**Set exercise:** Keep to the lines between the one holding "Convert this screenshot" and the one holding "type Kind = 'wifi'", inclusive, and write them out exactly.

**Data for processing:**

• • • • • • •

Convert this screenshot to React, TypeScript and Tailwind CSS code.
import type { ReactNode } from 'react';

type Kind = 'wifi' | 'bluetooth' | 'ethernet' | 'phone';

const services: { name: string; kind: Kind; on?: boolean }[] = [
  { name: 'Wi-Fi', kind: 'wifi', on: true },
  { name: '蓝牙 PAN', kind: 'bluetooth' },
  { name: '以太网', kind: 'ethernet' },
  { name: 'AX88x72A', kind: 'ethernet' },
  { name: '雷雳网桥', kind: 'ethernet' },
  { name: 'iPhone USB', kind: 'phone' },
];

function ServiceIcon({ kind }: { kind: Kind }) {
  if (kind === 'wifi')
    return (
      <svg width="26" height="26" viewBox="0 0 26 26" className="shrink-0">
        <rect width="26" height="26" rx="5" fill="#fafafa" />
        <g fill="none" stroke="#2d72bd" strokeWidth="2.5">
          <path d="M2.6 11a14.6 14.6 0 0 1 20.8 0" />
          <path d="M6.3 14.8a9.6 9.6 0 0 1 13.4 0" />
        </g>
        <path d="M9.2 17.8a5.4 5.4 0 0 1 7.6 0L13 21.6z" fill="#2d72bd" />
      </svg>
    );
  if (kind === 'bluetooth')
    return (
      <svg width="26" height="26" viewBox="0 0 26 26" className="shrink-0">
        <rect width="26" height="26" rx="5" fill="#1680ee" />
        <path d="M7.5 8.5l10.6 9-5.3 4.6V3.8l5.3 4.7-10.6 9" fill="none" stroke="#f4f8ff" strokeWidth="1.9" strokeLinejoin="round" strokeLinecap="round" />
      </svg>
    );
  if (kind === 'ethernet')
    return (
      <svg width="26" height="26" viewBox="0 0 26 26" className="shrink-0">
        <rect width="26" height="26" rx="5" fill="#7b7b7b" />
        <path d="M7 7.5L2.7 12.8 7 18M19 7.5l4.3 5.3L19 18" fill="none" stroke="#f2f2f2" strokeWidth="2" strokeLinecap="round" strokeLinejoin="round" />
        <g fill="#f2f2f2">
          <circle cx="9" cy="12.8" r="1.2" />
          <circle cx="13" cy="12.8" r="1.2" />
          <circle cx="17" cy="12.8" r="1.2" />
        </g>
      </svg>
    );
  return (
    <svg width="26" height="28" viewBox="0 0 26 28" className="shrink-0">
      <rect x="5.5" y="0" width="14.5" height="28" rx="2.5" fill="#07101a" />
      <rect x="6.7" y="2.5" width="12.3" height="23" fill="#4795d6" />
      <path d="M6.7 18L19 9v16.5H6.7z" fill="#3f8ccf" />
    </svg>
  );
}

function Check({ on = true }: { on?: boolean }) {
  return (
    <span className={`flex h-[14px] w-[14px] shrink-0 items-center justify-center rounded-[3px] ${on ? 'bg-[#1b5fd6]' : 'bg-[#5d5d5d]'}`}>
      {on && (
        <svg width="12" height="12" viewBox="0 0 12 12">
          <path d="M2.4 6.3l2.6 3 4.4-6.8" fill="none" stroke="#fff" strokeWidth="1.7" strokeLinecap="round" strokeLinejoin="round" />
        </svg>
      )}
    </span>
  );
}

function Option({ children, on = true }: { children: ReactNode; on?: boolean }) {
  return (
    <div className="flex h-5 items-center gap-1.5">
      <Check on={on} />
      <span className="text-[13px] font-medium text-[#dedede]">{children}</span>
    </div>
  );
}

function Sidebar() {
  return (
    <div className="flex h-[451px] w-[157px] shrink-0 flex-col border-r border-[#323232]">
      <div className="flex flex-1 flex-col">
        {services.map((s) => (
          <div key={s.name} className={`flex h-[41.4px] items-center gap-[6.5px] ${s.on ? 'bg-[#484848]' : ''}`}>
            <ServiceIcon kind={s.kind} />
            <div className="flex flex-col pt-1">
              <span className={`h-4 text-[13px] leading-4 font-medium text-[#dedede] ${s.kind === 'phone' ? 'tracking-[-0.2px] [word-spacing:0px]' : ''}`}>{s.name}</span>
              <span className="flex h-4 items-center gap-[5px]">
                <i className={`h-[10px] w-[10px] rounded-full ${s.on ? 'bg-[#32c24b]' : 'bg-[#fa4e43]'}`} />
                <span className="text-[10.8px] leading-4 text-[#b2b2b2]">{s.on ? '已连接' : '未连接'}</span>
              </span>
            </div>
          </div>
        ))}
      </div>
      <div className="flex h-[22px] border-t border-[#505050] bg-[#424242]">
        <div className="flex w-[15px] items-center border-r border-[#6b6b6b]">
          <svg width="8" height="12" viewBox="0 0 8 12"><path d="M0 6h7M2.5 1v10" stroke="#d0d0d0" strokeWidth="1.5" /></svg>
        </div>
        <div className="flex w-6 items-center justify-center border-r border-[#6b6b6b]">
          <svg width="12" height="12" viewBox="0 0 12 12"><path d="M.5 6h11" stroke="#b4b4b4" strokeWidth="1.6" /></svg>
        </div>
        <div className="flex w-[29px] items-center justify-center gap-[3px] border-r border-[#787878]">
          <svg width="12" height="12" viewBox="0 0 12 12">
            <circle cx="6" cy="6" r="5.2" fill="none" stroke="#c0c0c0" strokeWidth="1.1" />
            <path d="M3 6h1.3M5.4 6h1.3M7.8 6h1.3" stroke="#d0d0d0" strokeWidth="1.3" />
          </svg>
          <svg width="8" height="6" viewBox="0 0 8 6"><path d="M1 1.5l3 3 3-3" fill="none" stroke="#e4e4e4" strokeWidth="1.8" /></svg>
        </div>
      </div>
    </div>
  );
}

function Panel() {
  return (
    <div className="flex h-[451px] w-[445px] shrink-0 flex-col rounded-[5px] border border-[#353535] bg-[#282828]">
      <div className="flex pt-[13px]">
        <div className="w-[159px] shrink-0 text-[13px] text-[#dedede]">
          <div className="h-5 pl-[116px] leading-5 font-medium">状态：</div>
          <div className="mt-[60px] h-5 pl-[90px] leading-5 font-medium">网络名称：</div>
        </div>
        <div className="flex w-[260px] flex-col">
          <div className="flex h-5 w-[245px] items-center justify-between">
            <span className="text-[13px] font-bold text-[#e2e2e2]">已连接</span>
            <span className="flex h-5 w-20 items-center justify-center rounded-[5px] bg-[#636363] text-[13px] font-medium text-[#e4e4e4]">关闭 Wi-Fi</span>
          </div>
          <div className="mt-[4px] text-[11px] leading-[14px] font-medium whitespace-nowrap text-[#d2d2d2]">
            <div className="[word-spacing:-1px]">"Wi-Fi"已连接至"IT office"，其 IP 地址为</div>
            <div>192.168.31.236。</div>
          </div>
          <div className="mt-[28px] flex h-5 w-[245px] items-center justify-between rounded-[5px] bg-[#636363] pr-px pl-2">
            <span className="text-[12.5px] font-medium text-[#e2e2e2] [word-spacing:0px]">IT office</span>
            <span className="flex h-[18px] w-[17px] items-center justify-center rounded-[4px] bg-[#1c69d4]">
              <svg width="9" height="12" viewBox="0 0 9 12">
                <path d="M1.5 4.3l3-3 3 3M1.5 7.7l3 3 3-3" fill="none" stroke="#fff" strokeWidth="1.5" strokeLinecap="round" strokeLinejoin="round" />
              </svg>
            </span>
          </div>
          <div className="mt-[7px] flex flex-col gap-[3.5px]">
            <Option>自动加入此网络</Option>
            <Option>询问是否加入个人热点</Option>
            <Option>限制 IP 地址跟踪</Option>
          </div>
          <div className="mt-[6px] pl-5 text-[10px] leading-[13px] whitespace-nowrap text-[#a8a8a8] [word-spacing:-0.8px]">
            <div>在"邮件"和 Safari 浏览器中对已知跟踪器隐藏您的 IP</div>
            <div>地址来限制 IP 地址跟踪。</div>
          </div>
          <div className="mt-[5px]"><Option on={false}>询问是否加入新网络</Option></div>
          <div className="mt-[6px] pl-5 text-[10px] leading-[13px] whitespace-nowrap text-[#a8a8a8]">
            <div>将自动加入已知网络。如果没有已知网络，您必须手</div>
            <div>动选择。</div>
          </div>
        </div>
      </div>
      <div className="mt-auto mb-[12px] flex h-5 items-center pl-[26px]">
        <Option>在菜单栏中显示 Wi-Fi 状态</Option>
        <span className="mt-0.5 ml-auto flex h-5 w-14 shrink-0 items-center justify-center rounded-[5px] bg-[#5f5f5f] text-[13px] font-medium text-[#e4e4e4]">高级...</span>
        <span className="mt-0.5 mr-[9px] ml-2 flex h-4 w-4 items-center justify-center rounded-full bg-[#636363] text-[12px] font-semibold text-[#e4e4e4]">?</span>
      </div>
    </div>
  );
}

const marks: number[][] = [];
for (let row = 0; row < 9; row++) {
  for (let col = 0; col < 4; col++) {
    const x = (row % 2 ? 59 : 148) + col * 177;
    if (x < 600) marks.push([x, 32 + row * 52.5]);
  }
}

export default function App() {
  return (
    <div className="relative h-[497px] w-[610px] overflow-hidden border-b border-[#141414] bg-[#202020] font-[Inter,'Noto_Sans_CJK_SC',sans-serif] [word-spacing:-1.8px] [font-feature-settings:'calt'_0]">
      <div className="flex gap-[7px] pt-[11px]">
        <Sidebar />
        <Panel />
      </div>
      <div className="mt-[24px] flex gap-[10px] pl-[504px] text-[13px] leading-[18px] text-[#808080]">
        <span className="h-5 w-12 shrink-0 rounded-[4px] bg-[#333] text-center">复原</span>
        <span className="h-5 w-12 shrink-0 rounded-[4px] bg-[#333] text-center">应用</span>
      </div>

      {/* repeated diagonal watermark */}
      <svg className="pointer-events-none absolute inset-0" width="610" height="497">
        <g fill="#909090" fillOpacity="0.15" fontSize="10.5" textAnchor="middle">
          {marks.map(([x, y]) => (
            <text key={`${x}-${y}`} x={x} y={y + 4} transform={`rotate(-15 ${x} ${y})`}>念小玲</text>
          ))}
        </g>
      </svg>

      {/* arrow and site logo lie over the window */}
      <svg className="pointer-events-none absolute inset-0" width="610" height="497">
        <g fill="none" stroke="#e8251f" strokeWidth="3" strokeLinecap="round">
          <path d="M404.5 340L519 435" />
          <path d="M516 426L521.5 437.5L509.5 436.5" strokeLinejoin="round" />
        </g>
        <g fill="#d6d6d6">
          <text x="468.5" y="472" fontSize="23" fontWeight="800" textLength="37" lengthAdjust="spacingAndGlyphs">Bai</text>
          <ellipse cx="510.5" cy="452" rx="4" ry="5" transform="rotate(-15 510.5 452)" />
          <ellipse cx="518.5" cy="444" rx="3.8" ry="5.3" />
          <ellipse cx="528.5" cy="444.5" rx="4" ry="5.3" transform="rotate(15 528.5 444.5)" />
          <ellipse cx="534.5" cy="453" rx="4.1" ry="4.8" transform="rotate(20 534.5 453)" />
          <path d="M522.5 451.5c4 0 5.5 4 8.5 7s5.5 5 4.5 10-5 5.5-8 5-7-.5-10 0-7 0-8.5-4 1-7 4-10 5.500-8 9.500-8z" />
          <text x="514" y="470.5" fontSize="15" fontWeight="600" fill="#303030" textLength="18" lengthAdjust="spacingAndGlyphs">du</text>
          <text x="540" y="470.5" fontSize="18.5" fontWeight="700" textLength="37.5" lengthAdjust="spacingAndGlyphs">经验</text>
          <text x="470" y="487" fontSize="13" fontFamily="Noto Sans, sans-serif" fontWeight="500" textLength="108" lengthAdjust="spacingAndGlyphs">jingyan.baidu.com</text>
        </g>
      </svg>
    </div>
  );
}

• • • • • • •

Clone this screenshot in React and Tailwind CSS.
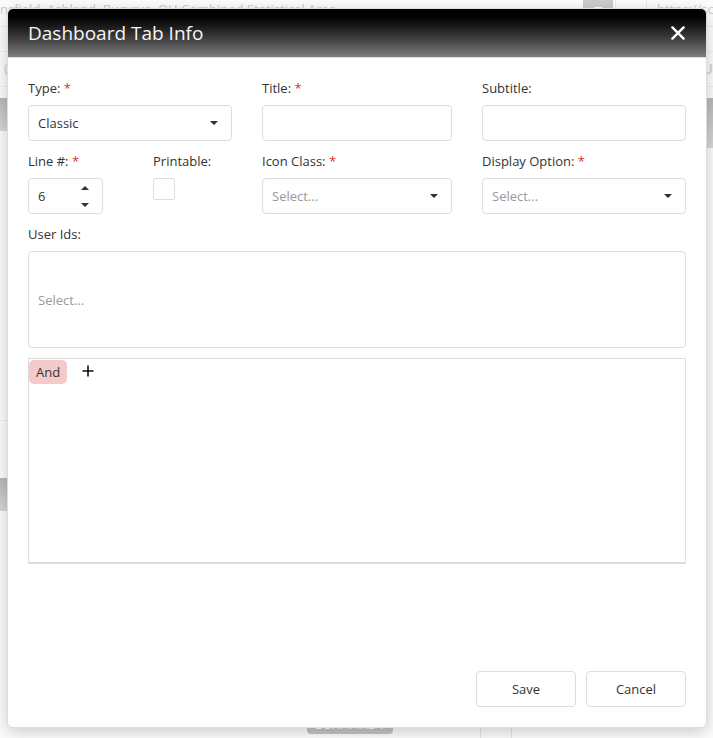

• • • • • • •

**Final answer:**
Convert this screenshot to React, TypeScript and Tailwind CSS code.
import type { ReactNode } from 'react';

type Kind = 'wifi' | 'bluetooth' | 'ethernet' | 'phone';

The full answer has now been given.